Notice: The reproducibility variables underlying each score are classified using an automated LLM-based pipeline, validated against a manually labeled dataset. LLM-based classification introduces uncertainty and potential bias; scores should be interpreted as estimates. Full accuracy metrics and methodology are described in Coakley et alK. L. Coakley, T. Snelleman, H. Hoos, and O. E. Gundersen, "The embrace of open science: An analysis of a decade of AI research and 56 800 conference papers," Under Review, 2026..
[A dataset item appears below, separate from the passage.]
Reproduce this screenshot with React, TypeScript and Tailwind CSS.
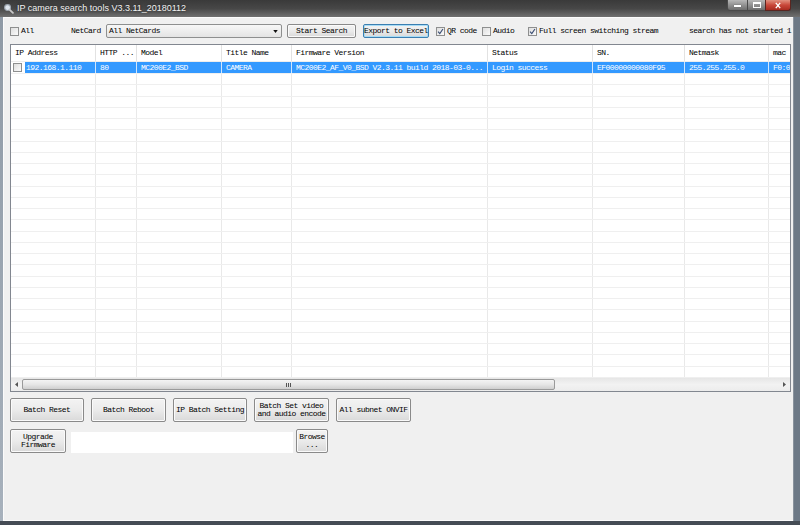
import React from "react";

const COLS = [
  { label: "IP Address", w: "w-[85px]" },
  { label: "HTTP ...", w: "w-[41px]" },
  { label: "Model", w: "w-[85px]" },
  { label: "Title Name", w: "w-[70px]" },
  { label: "Firmware Version", w: "w-[196px]" },
  { label: "Status", w: "w-[105px]" },
  { label: "SN.", w: "w-[92px]" },
  { label: "Netmask", w: "w-[84px]" },
  { label: "mac", w: "w-[21px]" },
];

const ROW = [
  "192.168.1.110",
  "80",
  "MC200E2_BSD",
  "CAMERA",
  "MC200E2_AF_V0_BSD V2.3.11 build 2018-03-0...",
  "Login success",
  "EF00000000080F95",
  "255.255.255.0",
  "F0:0",
];

const EMPTY_ROWS = Array.from({ length: 28 }, (_, i) => i);

function Check({ checked }: { checked?: boolean }) {
  return (
    <span className="flex h-[9px] w-[9px] shrink-0 items-center justify-center border border-[#8e8f8f] bg-gradient-to-br from-[#dedede] to-[#fbfbfb]">
      {checked && (
        <svg viewBox="0 0 8 8" className="h-[7px] w-[7px]">
          <path d="M1.2 4.2 L3.2 6.4 L6.8 1.2" fill="none" stroke="#3b4e74" strokeWidth="1.3" />
        </svg>
      )}
    </span>
  );
}

function Btn({
  className,
  children,
  focused,
}: {
  className: string;
  children: React.ReactNode;
  focused?: boolean;
}) {
  return (
    <div
      className={`flex shrink-0 flex-col items-center justify-center rounded-[2px] border bg-gradient-to-b from-[#f3f3f3] via-[#ebebeb] to-[#d9d9d9] text-center leading-[8px] text-black ${
        focused
          ? "border-[#3c7fb1] shadow-[inset_0_0_0_1px_#a7dcf6]"
          : "border-[#8a8a8a] shadow-[inset_0_0_0_1px_#fafafa]"
      } ${className}`}
    >
      {children}
    </div>
  );
}

function TitleBar() {
  return (
    <div className="flex h-[17px] shrink-0 items-start bg-gradient-to-b from-[#3a3a3a] via-[#474747] to-[#707070]">
      <svg viewBox="0 0 12 12" className="ml-[3px] mt-[3px] h-[11px] w-[11px] shrink-0">
        <circle cx="5" cy="5" r="3.2" fill="#dfe6ee" stroke="#9aa3ad" strokeWidth="1.2" />
        <path d="M7.4 7.4 L10.8 10.8" stroke="#c9c9c9" strokeWidth="2" strokeLinecap="round" />
      </svg>
      <span className="ml-[3px] mt-[2px] font-['Liberation_Sans',sans-serif] text-[9px] leading-[12px] tracking-normal text-[#f2f2f2] [text-shadow:0_0_3px_rgba(0,0,0,0.6)]">
        IP camera search tools V3.3.11_20180112
      </span>
      <div className="ml-auto mr-[9px] flex h-[11px]">
        <div className="flex w-[21px] items-center justify-center rounded-bl-[3px] border border-t-0 border-[#4a4a4a] bg-gradient-to-b from-[#b8b8b8] to-[#6e6e6e]">
          <span className="mt-[2px] h-[2px] w-[7px] bg-white shadow-[0_0_1px_#333]" />
        </div>
        <div className="flex w-[17px] items-center justify-center border-b border-[#4a4a4a] bg-gradient-to-b from-[#b8b8b8] to-[#6e6e6e]">
          <span className="h-[6px] w-[8px] border border-t-2 border-white" />
        </div>
        <div className="flex w-[26px] items-center justify-center rounded-br-[3px] border border-t-0 border-[#5a2520] bg-gradient-to-b from-[#e0907f] via-[#c9483a] to-[#a92b1f]">
          <svg viewBox="0 0 8 8" className="h-[7px] w-[8px]">
            <path d="M1.5 1 L6.5 7 M6.5 1 L1.5 7" stroke="white" strokeWidth="1.6" />
          </svg>
        </div>
      </div>
    </div>
  );
}

function Toolbar() {
  return (
    <div className="mt-[6px] flex h-[14px] shrink-0 items-center whitespace-nowrap">
      <div className="ml-[6px]">
        <Check />
      </div>
      <span className="ml-[2px] w-[50px]">All</span>
      <span className="w-[35px]">NetCard</span>
      <div className="flex h-[14px] w-[176px] shrink-0 items-center rounded-[2px] border border-[#8e8f8f] bg-gradient-to-b from-[#f7f7f7] to-[#e4e4e4] pl-[2px]">
        <span>All NetCards</span>
        <svg viewBox="0 0 6 4" className="ml-auto mr-[3px] h-[3px] w-[5px]">
          <path d="M0 0 L6 0 L3 4 Z" fill="#111" />
        </svg>
      </div>
      <Btn className="ml-[5px] h-[14px] w-[69px]">Start Search</Btn>
      <Btn focused className="ml-[7px] h-[14px] w-[66px]">
        Export to Excel
      </Btn>
      <div className="ml-[7px]">
        <Check checked />
      </div>
      <span className="ml-[2px] w-[35px]">QR code</span>
      <Check />
      <span className="ml-[2px] w-[35px]">Audio</span>
      <Check checked />
      <span className="ml-[2px] w-[150px]">Full screen switching stream</span>
      <span>search has not started 1</span>
    </div>
  );
}

function Grid() {
  return (
    <div className="ml-[6px] mt-[6px] flex h-[348px] w-[781px] shrink-0 flex-col overflow-hidden border border-[#828790] bg-white">
      <div className="flex h-[17px] shrink-0 border-b border-[#ededed]">
        {COLS.map((c, i) => (
          <div
            key={c.label}
            className={`flex shrink-0 items-center pl-[4px] whitespace-nowrap ${c.w} ${
              i < COLS.length - 1 ? "border-r border-[#e2e2e2]" : ""
            }`}
          >
            {c.label}
          </div>
        ))}
      </div>
      <div className="flex-1 overflow-hidden">
        <div className="flex h-[12px] border-b border-[#f0f0f0]">
          {COLS.map((c, i) =>
            i === 0 ? (
              <div key={c.label} className={`flex shrink-0 border-r border-[#cfe5fd] ${c.w}`}>
                <div className="flex w-[14px] shrink-0 items-center pl-[2px]">
                  <Check />
                </div>
                <div className="flex flex-1 items-center bg-[#3399ff] pl-[1px] whitespace-nowrap text-white">
                  {ROW[i]}
                </div>
              </div>
            ) : (
              <div
                key={c.label}
                className={`flex shrink-0 items-center bg-[#3399ff] pl-[4px] whitespace-nowrap text-white ${c.w} ${
                  i < COLS.length - 1 ? "border-r border-[#cfe5fd]" : ""
                }`}
              >
                {ROW[i]}
              </div>
            )
          )}
        </div>
        {EMPTY_ROWS.map((r) => (
          <div key={r} className="flex h-[11.25px] border-b border-[#efefef]">
            {COLS.map((c, i) => (
              <div
                key={c.label}
                className={`shrink-0 ${c.w} ${i < COLS.length - 1 ? "border-r border-[#e9e9e9]" : ""}`}
              />
            ))}
          </div>
        ))}
      </div>
      <div className="flex h-[13px] shrink-0 items-center bg-gradient-to-b from-[#e6e6e6] via-[#f2f2f2] to-[#ececec]">
        <div className="flex w-[11px] shrink-0 items-center justify-center">
          <svg viewBox="0 0 3 5" className="h-[5px] w-[3px]">
            <path d="M3 0 L0 2.5 L3 5 Z" fill="#555" />
          </svg>
        </div>
        <div className="flex h-[11px] w-[533px] shrink-0 items-center justify-center gap-[1px] rounded-[2px] border border-[#9a9a9a] bg-gradient-to-b from-[#f4f4f4] via-[#e6e6e6] to-[#cfcfcf]">
          <span className="h-[4px] w-[1px] bg-[#555]" />
          <span className="h-[4px] w-[1px] bg-[#555]" />
          <span className="h-[4px] w-[1px] bg-[#555]" />
        </div>
        <div className="ml-auto flex w-[11px] shrink-0 items-center justify-center">
          <svg viewBox="0 0 3 5" className="h-[5px] w-[3px]">
            <path d="M0 0 L3 2.5 L0 5 Z" fill="#555" />
          </svg>
        </div>
      </div>
    </div>
  );
}

function Actions() {
  return (
    <>
      <div className="ml-[6px] mt-[6px] flex gap-[7px]">
        <Btn className="h-[24px] w-[74px]">Batch Reset</Btn>
        <Btn className="h-[24px] w-[75px]">Batch Reboot</Btn>
        <Btn className="h-[24px] w-[74px]">IP Batch Setting</Btn>
        <Btn className="h-[24px] w-[75px]">
          <span>Batch Set video</span>
          <span>and audio encode</span>
        </Btn>
        <Btn className="h-[24px] w-[75px]">All subnet ONVIF</Btn>
      </div>
      <div className="ml-[6px] mt-[7px] flex items-start">
        <Btn className="h-[24px] w-[56px]">
          <span>Upgrade</span>
          <span>Firmware</span>
        </Btn>
        <div className="ml-[5px] mt-[3px] h-[21px] w-[222px] shrink-0 bg-white" />
        <Btn className="ml-[3px] h-[24px] w-[32px]">
          <span>Browse</span>
          <span>...</span>
        </Btn>
      </div>
    </>
  );
}

export default function App() {
  return (
    <div className="flex h-[525px] w-[800px] flex-col overflow-hidden bg-[#5d6773]">
      <TitleBar />
      <div className="flex flex-1">
        <div className="w-[3px] shrink-0 bg-gradient-to-b from-[#8f9aa6] to-[#a7b1bc]" />
        <div className="flex w-[790px] shrink-0 flex-col border-l border-t border-b border-[#fbfbfb] bg-[#f0f0f0] font-['Liberation_Mono',monospace] text-[8px] leading-[10px] tracking-[-0.55px] text-black">
          <Toolbar />
          <Grid />
          <Actions />
        </div>
        <div className="flex-1 border-l border-[#8a939d] bg-[#6d7986]" />
      </div>
      <div className="h-[4px] shrink-0 bg-[#454c55]" />
    </div>
  );
}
From Linear to Nonlinear: Provable Weak-to-Strong Generalization through Feature Learning

Authors: Junsoo Oh, Jerry Song, Chulhee Yun

NeurIPS 2025 | Venue PDF | LLM Run Details

Reproducibility Variable	Result	LLM Response
Research Type	Experimental	We conduct experiments to support our findings, using NVIDIA RTX A6000 GPUs. We perform experiments in our setting described in Section 2. We also provide empirical results using a real-world dataset MNIST.
Researcher Affiliation	Academia	Junsoo Oh Jerry Song Chulhee Yun KAIST EMAIL
Pseudocode	No	The paper describes update rules for model parameters (Equations 1 and 2) but does not present them within a structured pseudocode or algorithm block.
Open Source Code	No	We do not provide code in supplemental material. However, our results in synthetic data and MNIST data can be easily reproduced since we opened all details.
Open Datasets	Yes	We also provide empirical results using a real-world dataset MNIST.
Dataset Splits	Yes	We first train the weak model using nwk = 5000 true-labeled data points. ... We use three different values for the number of data points, nst = 75, 2000, 20000. ... Then, we train the strong model using labels predicted by the trained weak model, with varying numbers of training samples nst = 500, 1000, 1500, 2000, 2500.
Hardware Specification	Yes	We conduct experiments to support our findings, using NVIDIA RTX A6000 GPUs.
Software Dependencies	No	The paper mentions using "stochastic gradient descent" and "full-batch Adam optimizer with default parameters" but does not specify any software names with version numbers (e.g., Python, PyTorch, TensorFlow, CUDA versions).
Experiment Setup	Yes	The training is conducted for 1000 epochs using stochastic gradient descent with batch size 256 and learning rate η = 0.1... We use the strong model with m = 50 filters and an initialization scale σ0 = 0.01. We train the strong model using stochastic gradient descent with batch size 256 and learning rate η = 0.1... We train the strong model for 2000 training epochs when nst = 75 or nst = 2000, and for 10000 epochs when nst = 20000... We train each model for 300 epochs using the full-batch Adam optimizer with default parameters.